The presence of the French president and his most senior ministers at next week’s tribute to Dreyfus and Zola suggests that France is finally coming to terms with another unsightly stain on its history.

Dreyfus was arrested in 1894 after a French spy in the German Embassy found a document purportedly in Dreyfus’ handwriting that provided sensitive information to the Germans.

After a military show trial, Dreyfus was convicted of espionage, publicly stripped of his military medals and sentenced to life imprisonment on Devil’s Island, a French penal colony off the coast of French Guiana, in South America.

The trial convulsed France in a violent anti-Semitic spasm.

Jewish shops and synagogues were destroyed in 50 French towns. The fury then spread to the French colony of Algeria, where Jewish cemeteries were desecrated and entire Jewish neighborhoods were ransacked.

Among the hundreds of journalists from around the world who converged on France to witness the Dreyfus trial was Theodor Herzl, an assimilated Austrian Jew who covered the event for his Viennese newspaper.

The trial created in Herzl a terrible foreboding about the fate of European Jewry and convinced him to devote himself to the establishment of a Jewish state.

The Dreyfus Affair also had a powerful effect on Zola, France’s leading author, who wrote a 39-page open letter condemning anti-Semitism and denouncing France’s military and judicial establishment.

Newspaper editor Georges Clemenceau, who later served as prime minister, published the letter as an article on Jan. 13, 1898, with the words “J’accuse” — French for “I Accuse” — splashed across the front page.
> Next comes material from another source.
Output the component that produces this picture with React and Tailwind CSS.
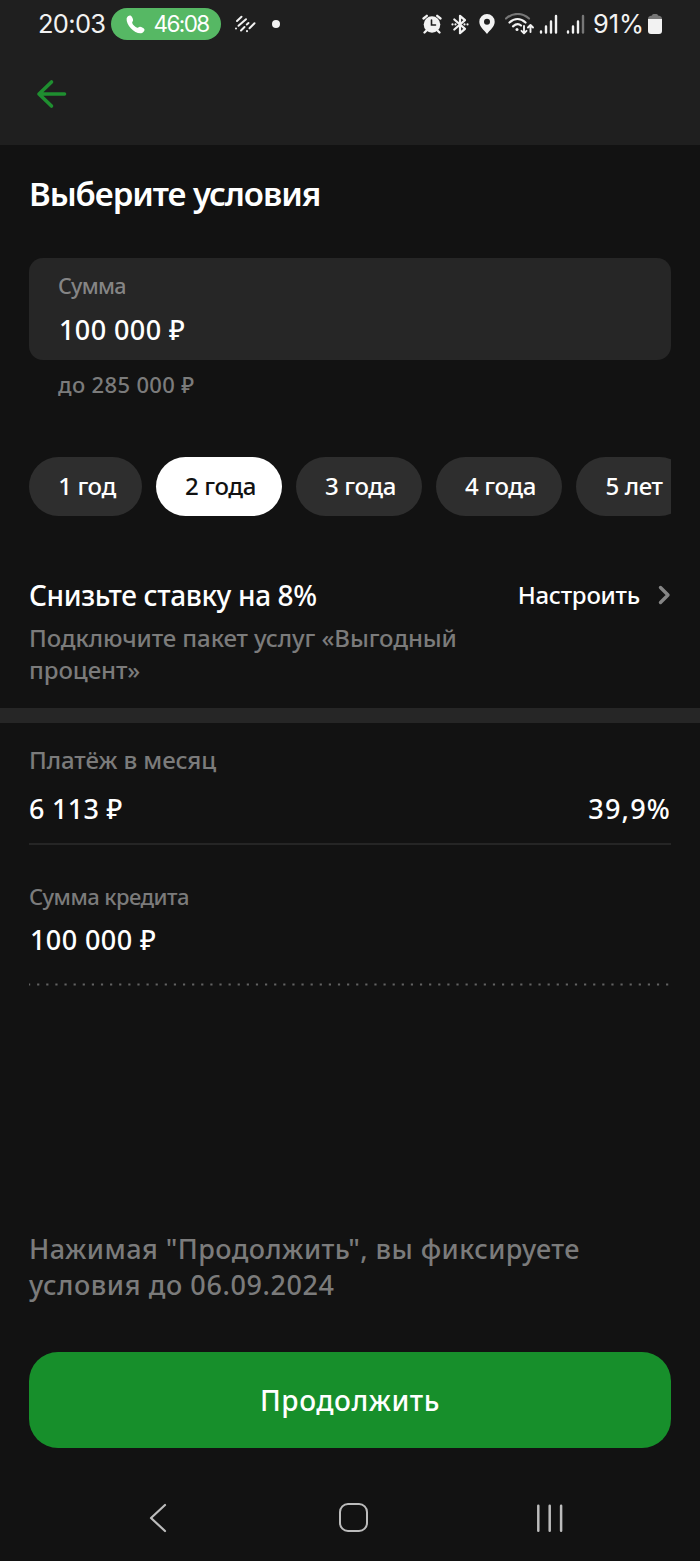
import React from "react";

const chips = [
  { label: "1 год", box: "w-[113px] bg-[#2e2e2e] text-white" },
  { label: "2 года", box: "w-[126px] bg-white text-[#111]" },
  { label: "3 года", box: "w-[126px] bg-[#2e2e2e] text-white" },
  { label: "4 года", box: "w-[126px] bg-[#2e2e2e] text-white" },
  { label: "5 лет", box: "w-[113px] bg-[#2e2e2e] text-white" },
];

function StatusBar() {
  return (
    <div className="flex h-12 items-center pl-[38px] font-['Inter','Roboto',sans-serif] font-normal text-[#f2f2f2]">
      <span className="w-[67px] text-[25.5px] leading-8 tracking-[-0.7px]">20:03</span>
      <div className="ml-[6px] flex h-8 w-[110px] items-center rounded-full bg-[#56b864] pl-[15px] text-white">
        <svg className="h-[19px] w-[19px]" viewBox="0 0 19 19" fill="currentColor">
          <path d="M.6 3.400C1.200 1.500 3 .200 4.500.600C5.900 1.200 7 3.700 7.100 5.100C7.200 6.400 6 7 6.200 7.900C6.800 9.700 9.200 12.100 11.200 12.800C12.200 13 12.900 11.600 14 11.700C15.400 11.800 18.200 13.200 18.500 14.500C18.700 16 17 17.900 15.300 18.200C8.500 19 0 9.800.6 3.400Z" />
        </svg>
        <span className="ml-[8.5px] text-[22.5px] leading-8 tracking-[-1.600px]">46:08</span>
      </div>
      <svg className="ml-[13px] h-[18px] w-[22px]" viewBox="0 0 22 18" fill="none" stroke="currentColor" strokeWidth="2" strokeLinecap="round">
        <path d="M3 6L7.500 1.800M2 13.500V13.400M4.500 10.800L12 4.200M7 15.500L10.500 12M12.800 9.500L14.500 8M13 16.200V16.100M15.500 13.200L20.500 8.200" />
      </svg>
      <div className="ml-4 h-2 w-2 rounded-full bg-[#f2f2f2]" />
      <svg className="ml-[142px] h-5 w-5" viewBox="0 0 20 20" fill="none" stroke="currentColor" strokeLinecap="round">
        <circle cx="10" cy="10.500" r="8.300" fill="currentColor" stroke="none" />
        <path d="M1.500 4.500L4.800 1.800M18.500 4.500L15.200 1.800M2.500 18.500L4.500 16.500M17.500 18.500L15.500 16.500" strokeWidth="2.300" />
        <path d="M9.500 6V11H13.500" stroke="#1f1f1f" strokeWidth="1.600" />
      </svg>
      <svg className="ml-[9px] h-[21px] w-[18px]" viewBox="0 0 18 21" fill="none" stroke="currentColor" strokeWidth="2.200" strokeLinecap="round" strokeLinejoin="round">
        <path d="M3.300 5.500L14 14.800L9 19.200V1.800L14 6.200L3.300 15.500M1.500 10.500V10.400M4.500 10.500V10.400M13.500 10.500V10.400M16.500 10.500V10.400" />
      </svg>
      <svg className="ml-[10px] h-5 w-4" viewBox="0 0 16 20" fill="currentColor">
        <path fillRule="evenodd" d="M8 0A7.700 7.700 0 0 0 .3 7.700C.3 12.500 5 16 8 20C11 16 15.700 12.500 15.700 7.700A7.700 7.700 0 0 0 8 0ZM8 4.800A3 3 0 1 1 8 10.800A3 3 0 1 1 8 4.800Z" />
      </svg>
      <svg className="ml-[10px] h-[22px] w-[29px]" viewBox="0 0 29 22" fill="none" stroke="currentColor" strokeWidth="2.200" strokeLinecap="round" strokeLinejoin="round">
        <path d="M1 5.500C8-.5 17-.5 24 5.500" stroke="#777" />
        <path d="M4.500 9.500C9.500 5 15.500 5 20.500 9.500M8 13.300C11 10.800 14 10.800 16 12.500" />
        <circle cx="12" cy="16.500" r="1.500" fill="currentColor" stroke="none" />
        <path d="M19 13V20M16.500 17.800L19 20.300L21.500 17.800M25.500 19V12.500M23 14.500L25.500 12L28 14.500" strokeWidth="1.900" />
      </svg>
      <svg className="ml-[5px] h-5 w-[19px]" viewBox="0 0 19 20" fill="none" stroke="currentColor" strokeWidth="2.400" strokeLinecap="round">
        <path d="M2 17.500V18.500M7 12.500V18.500M12 7.500V18.500M17 2V18.500" />
      </svg>
      <svg className="ml-2 h-5 w-[19px]" viewBox="0 0 19 20" fill="none" stroke="currentColor" strokeWidth="2.400" strokeLinecap="round">
        <path d="M2 17.500V18.500M7 12.500V18.500M12 7.500V18.500" />
        <path d="M17 2V18.500" stroke="#777" />
      </svg>
      <span className="ml-2 w-[51px] text-[25.5px] leading-8 tracking-[-0.1px]">91%</span>
      <svg className="ml-[4px] h-5 w-[14px]" viewBox="0 0 14 20">
        <path d="M4 1.500Q4 0 5.500 0H8.500Q10 0 10 1.500L12 2Q14 2.500 14 5H0Q0 2.500 2 2Z" fill="#777" />
        <path d="M0 5H14V17Q14 20 11 20H3Q0 20 0 17Z" fill="currentColor" />
      </svg>
    </div>
  );
}

export default function App() {
  return (
    <div className="flex h-[1561px] w-[700px] flex-col overflow-hidden bg-[#121212] font-['Noto_Sans',sans-serif] font-medium whitespace-nowrap text-white">
      <header className="h-[145px] shrink-0 bg-[#1f1f1f]">
        <StatusBar />
        <svg className="mt-[31px] ml-9 h-[30px] w-[31px]" viewBox="0 0 31 30" fill="none" stroke="#1f8f30" strokeWidth="3.600" strokeLinecap="round" strokeLinejoin="round">
          <path d="M15.500 3L3 15L15.500 27M3 15H28.500" />
        </svg>
      </header>

      <main className="px-[29px]">
        <h1 className="mt-[25px] text-[33px] leading-[48px] font-semibold tracking-[-1.050px]">Выберите условия</h1>

        <div className="mt-10 h-[102px] rounded-[14px] bg-[#262626] px-[29px] pt-[13px]">
          <div className="text-[21.5px] leading-[30px] tracking-[-0.700px] text-[#858585]">Сумма</div>
          <div className="mt-[9px] pl-px text-[27px] leading-10 tracking-[0.400px]">100 000 ₽</div>
        </div>
        <div className="mt-[9px] pl-[29px] text-[22px] leading-[30px] tracking-[0.350px] text-[#7b7b7b]">до 285 000 ₽</div>

        <div className="mt-[58px] flex gap-[14px] overflow-hidden">
          {chips.map((c) => (
            <button key={c.label} className={"h-[59px] shrink-0 rounded-full pb-[2px] pl-[3px] text-center text-[24px] leading-[57px] tracking-[-0.350px] " + c.box}>
              {c.label}
            </button>
          ))}
        </div>

        <div className="mt-[61px] flex justify-between leading-9">
          <div className="text-[28px] tracking-[-0.350px]">Снизьте ставку на 8%</div>
          <div className="flex items-center text-[24px]">
            <span className="tracking-[-0.250px]">Настроить</span>
            <svg className="ml-[17px] h-5 w-[14px]" viewBox="0 0 14 20" fill="none" stroke="#858585" strokeWidth="3.400" strokeLinecap="round" strokeLinejoin="round">
              <path d="M3.500 2.500L11 10L3.500 17.500" />
            </svg>
          </div>
        </div>
        <p className="mt-[9px] mb-px text-[24px] leading-8 tracking-[-0.100px] text-[#7b7b7b]">
          Подключите пакет услуг «Выгодный
          <br />
          процент»
        </p>
      </main>

      <div className="mt-[21px] h-[15px] shrink-0 bg-[#262626]" />

      <section className="px-[29px]">
        <div className="mt-[21px] text-[24px] leading-8 tracking-[-0.070px] text-[#7b7b7b]">Платёж в месяц</div>
        <div className="mt-[13px] flex justify-between text-[27px] leading-10">
          <span className="tracking-[0.300px]">6 113 ₽</span>
          <span className="tracking-[1.200px]">39,9%</span>
        </div>
        <div className="mt-[14px] h-[2px] bg-[#252525]" />
        <div className="mt-9 text-[22px] leading-[30px] tracking-[-0.550px] text-[#7b7b7b]">Сумма кредита</div>
        <div className="mt-[9px] pl-px text-[27px] leading-10 tracking-[0.400px]">100 000 ₽</div>
        <svg className="mt-[23px] block h-[3px] w-[642px]" viewBox="0 0 642 3">
          <path d="M0 1.500H642" stroke="#626262" strokeWidth="2" strokeDasharray="2.200 6.915" strokeDashoffset="1" />
        </svg>
      </section>

      <footer className="mt-[245px] px-[29px]">
        <p className="text-[27px] leading-9 tracking-[0.450px] text-[#7b7b7b]">
          Нажимая "Продолжить", вы фиксируете
          <br />
          <span className="tracking-[0.600px]">условия до 06.09.2024</span>
        </p>
        <button className="mt-[49px] h-24 w-full rounded-[29px] bg-[#178f2b] text-[28px] leading-[96px] tracking-[0.550px]">Продолжить</button>
      </footer>

      <nav className="flex h-[113px] items-start pt-[55px] pl-[149px]">
        <svg className="h-[30px] w-[18px]" viewBox="0 0 18 30" fill="none" stroke="#bcbcbc" strokeWidth="2.200" strokeLinecap="round" strokeLinejoin="round">
          <path d="M16 2L2 15L16 28" />
        </svg>
        <div className="ml-[172px] h-[29px] w-[29px] rounded-[9px] border-2 border-[#bcbcbc]" />
        <svg className="ml-[168px] h-[30px] w-7" viewBox="0 0 28 30" fill="none" stroke="#bcbcbc" strokeWidth="2.500" strokeLinecap="round">
          <path d="M2.300 2.700V27.700M13.700 2.700V27.700M25.100 2.700V27.700" />
        </svg>
      </nav>
    </div>
  );
}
In the article, Zola acknowledged the personal risks he was taking in blatantly defaming some of the most powerful men in France.

“I dare them to take me to court, and let the inquiry take place in full daylight. I’m waiting,” he wrote.

He did not have long to wait: The following month, Zola was summoned to court and sentenced to one year in jail and fined.

Instead of a cell, he chose exile in England, where he railed against the weather and the cuisine.

To all but the most committed anti-Semites, it was clear that Dreyfus was a scapegoat and that the real spy was a different officer, Maj. Ferdinand Esterhazy.

Esterhazy was eventually tried. But after deliberating for just three minutes, the military judges acquitted him rather than expose the army to ridicule for its past error.

But justice of a sort eventually caught up with Esterhazy when his German controller implicated him just before committing suicide.

Faced with disgrace, Esterhazy followed Zola to Britain and exile.

Yet even irrefutable proof that Esterhazy, not Dreyfus, was the traitor proved insufficient to convince the army to admit its mistake.

Dreyfus was retried — and again convicted, but his life sentence was reduced to 10 years. Finally, on Sept. 18, 1899, after both the French state and the army had become the object of derision, Dreyfus was granted a presidential pardon.

Two weeks later, Zola was granted amnesty and permitted to return to France. When Zola died on Sept. 28, 1902, passions were still running high.

A crowd of 50,000 Parisians accompanied the coffin to the Montmartre cemetery, where they were attacked by about 5,000 nationalists and anti-Semites. Two shots were fired at Dreyfus, one wounding him in the arm.

Though still not technically cleared of treason, Dreyfus rejoined the army and served as a defender of Paris during World War I. He was promoted to the rank of colonel and awarded the Legion of Honor in 1919. He died on June 12, 1935.